Last Saturday, EcoAction and Georgetown Community Garden (formerly called GUSGI) co-hosted an event with food from the Burleith Farmers Market and three amazing speakers.
First, Christopher (Director of Business Operations) and Christian (Farm Manager) from Engaged Community Offshoots spoke about their awesome farm in Edmonston, Maryland.
Their story is inspiring; the four-person staff recently got a grant and found park land in Maryland, where they now have hoophouses so they could grow vertically, partner with groups like Whole Foods to get waste for their compost and restaurants like Busboys and Poets to sell their food, and teach hands-on classes for immigrant workers and college students so they can replicate this model in their own communities.
This is their mission statement from their website: “ECO seeks to reverse the effects of systemic poverty, racism, and environmental destruction through establishing and promoting social venture community-based businesses.”
They trained with Will Allen of Growing Power, and are using those skills in their plans to start doing aquaponics (a closed growing cycle with fish) and to establish a farm-to-school program. It is also clear that, like Will Allen’s urban farm, the people at Engaged Community Offshoots have an environmental justice focuses that influences all their work. For example, they increase food access by selling their food at Langley Park Farmers Market, which serves a low-income food desert, and by holding classes for the residents of that neighborhood to learn how to grow their own food.
They also organized this summer’s Sowing Seeds Here and Now conference (http://www.sowingseedshereandnow.com/), the largest DC area gathering of “urban farmers, planners, healthy food advocates, food systems researchers and educators.” One of their other interesting facts was that they are entirely off the grid—they use only solar power at their farm.
We also had Jacob Seigel, a recent graduate from Washington University at St. Louis, speak about his experiences at a CSA (Community Supported Agriculture) farm in Connecticut this summer where he made his own cheese, and his experience at Washington University’s on campus garden The Burning Kumquat.

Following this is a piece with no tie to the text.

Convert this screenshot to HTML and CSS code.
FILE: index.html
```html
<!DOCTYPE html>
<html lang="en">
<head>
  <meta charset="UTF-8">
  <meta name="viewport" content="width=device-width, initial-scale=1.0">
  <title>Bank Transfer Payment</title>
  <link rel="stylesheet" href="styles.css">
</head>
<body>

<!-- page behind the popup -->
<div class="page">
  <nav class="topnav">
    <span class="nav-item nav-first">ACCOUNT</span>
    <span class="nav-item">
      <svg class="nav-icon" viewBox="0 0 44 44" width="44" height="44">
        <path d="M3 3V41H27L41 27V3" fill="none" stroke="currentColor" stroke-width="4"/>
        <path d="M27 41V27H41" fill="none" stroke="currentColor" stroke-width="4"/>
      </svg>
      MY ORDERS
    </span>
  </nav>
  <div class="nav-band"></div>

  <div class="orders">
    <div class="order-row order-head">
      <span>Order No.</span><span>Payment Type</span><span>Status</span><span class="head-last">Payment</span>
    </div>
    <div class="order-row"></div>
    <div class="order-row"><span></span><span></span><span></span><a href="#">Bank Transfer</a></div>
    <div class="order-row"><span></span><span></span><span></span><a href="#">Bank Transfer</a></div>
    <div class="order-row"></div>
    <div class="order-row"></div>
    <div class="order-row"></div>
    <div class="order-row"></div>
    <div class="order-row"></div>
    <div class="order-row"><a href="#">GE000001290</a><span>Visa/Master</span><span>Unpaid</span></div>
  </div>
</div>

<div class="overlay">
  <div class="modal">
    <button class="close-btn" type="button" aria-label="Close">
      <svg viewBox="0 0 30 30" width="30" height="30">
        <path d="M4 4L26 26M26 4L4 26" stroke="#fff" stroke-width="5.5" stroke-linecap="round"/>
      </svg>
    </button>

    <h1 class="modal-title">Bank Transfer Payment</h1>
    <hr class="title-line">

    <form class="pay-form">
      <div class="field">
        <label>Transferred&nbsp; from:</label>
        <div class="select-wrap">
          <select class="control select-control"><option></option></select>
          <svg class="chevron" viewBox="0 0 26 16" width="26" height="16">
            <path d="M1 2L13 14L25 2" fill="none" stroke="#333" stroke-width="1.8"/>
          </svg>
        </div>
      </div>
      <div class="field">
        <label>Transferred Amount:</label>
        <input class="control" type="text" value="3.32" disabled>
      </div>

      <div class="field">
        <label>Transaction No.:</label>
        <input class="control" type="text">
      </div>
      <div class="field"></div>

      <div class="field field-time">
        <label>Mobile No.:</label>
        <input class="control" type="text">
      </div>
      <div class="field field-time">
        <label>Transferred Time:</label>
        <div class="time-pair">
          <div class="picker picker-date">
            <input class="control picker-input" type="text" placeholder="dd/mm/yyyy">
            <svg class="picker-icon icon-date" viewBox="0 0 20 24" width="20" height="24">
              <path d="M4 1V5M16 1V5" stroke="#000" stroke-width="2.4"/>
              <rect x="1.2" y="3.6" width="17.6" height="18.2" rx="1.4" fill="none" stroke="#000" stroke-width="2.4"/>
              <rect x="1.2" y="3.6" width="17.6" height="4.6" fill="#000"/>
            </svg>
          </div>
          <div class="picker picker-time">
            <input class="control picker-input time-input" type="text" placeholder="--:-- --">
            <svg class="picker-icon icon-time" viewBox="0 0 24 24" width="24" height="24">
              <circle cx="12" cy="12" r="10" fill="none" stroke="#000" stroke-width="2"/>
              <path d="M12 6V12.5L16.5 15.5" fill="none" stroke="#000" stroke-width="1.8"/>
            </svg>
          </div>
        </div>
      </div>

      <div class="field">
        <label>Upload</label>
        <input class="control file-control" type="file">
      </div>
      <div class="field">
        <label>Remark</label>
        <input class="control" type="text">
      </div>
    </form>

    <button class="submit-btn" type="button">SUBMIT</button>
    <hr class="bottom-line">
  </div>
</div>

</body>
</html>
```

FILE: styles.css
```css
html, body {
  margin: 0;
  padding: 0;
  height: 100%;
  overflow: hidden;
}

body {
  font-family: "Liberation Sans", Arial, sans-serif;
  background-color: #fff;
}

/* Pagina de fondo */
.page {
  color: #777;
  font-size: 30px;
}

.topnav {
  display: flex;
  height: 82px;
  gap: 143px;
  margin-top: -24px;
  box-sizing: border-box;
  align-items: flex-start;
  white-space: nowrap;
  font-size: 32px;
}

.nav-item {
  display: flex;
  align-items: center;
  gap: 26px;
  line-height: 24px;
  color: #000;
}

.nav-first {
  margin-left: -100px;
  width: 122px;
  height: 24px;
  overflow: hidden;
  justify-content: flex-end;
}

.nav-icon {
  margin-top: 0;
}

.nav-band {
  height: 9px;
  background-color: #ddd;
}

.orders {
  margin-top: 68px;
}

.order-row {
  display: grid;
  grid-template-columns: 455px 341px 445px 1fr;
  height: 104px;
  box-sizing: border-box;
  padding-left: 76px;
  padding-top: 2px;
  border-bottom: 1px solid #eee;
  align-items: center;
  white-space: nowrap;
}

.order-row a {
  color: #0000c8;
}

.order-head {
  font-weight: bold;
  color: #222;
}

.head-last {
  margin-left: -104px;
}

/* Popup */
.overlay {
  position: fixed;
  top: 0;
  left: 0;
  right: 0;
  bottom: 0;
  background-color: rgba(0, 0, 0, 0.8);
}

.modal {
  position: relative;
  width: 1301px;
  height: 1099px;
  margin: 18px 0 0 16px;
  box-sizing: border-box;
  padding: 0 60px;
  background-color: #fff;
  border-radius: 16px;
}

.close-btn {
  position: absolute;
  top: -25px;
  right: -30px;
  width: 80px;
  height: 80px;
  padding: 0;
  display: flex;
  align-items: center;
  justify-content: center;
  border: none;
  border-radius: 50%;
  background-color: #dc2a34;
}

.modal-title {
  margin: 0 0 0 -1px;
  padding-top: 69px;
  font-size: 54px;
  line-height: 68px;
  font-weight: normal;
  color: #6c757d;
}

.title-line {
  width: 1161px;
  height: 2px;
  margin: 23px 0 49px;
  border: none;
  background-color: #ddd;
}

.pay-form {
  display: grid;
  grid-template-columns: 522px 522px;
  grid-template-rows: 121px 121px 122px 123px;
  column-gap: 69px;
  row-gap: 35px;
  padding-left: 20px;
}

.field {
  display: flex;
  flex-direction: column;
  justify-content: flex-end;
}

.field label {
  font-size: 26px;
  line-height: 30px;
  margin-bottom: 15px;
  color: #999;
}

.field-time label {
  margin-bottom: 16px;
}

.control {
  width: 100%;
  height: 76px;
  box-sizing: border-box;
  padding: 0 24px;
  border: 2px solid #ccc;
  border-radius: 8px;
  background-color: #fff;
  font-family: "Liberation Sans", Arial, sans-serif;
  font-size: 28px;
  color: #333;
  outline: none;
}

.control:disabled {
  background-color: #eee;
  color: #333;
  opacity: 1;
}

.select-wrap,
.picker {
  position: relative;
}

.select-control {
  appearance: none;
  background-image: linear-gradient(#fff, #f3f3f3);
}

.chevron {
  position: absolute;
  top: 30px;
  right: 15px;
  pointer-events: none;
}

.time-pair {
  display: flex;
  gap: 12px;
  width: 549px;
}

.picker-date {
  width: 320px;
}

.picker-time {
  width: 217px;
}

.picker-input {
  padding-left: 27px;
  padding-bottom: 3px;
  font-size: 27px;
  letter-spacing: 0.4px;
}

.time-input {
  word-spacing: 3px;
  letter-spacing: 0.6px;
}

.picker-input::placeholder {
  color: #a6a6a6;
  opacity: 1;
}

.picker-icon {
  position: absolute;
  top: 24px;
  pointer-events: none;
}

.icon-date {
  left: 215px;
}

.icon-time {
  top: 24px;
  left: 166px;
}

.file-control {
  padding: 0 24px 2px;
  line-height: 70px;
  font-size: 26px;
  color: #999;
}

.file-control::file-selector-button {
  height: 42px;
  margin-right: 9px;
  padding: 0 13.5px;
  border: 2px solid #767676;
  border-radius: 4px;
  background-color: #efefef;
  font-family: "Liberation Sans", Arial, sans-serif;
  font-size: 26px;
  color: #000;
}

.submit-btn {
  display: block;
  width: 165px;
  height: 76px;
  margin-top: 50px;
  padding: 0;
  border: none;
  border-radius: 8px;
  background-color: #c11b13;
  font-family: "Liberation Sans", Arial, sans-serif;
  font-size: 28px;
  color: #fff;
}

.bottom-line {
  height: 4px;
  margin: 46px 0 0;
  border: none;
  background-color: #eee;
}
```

As one of the leaders of Georgetown Community Garden, I was really inspired by The Burning Kumquat’s founders. They sold some of their food to the school cafeteria (and I learned from Christopher and Christian that UMD has a rooftop garden that supplies some cafeteria food!) and they ran a summer camp where local schoolchildren learned how to garden and about where their food comes from. Jacob has access to the inventive curriculum used at the camp if anyone is interested in seeing it.
I think the students who came to this event really got to engage with these speakers, and we all got inspired about our own potential for getting involved in urban agriculture, which is a huge piece of the sustainable agriculture/ local food/ equitable food distribution/ environmental justice movement.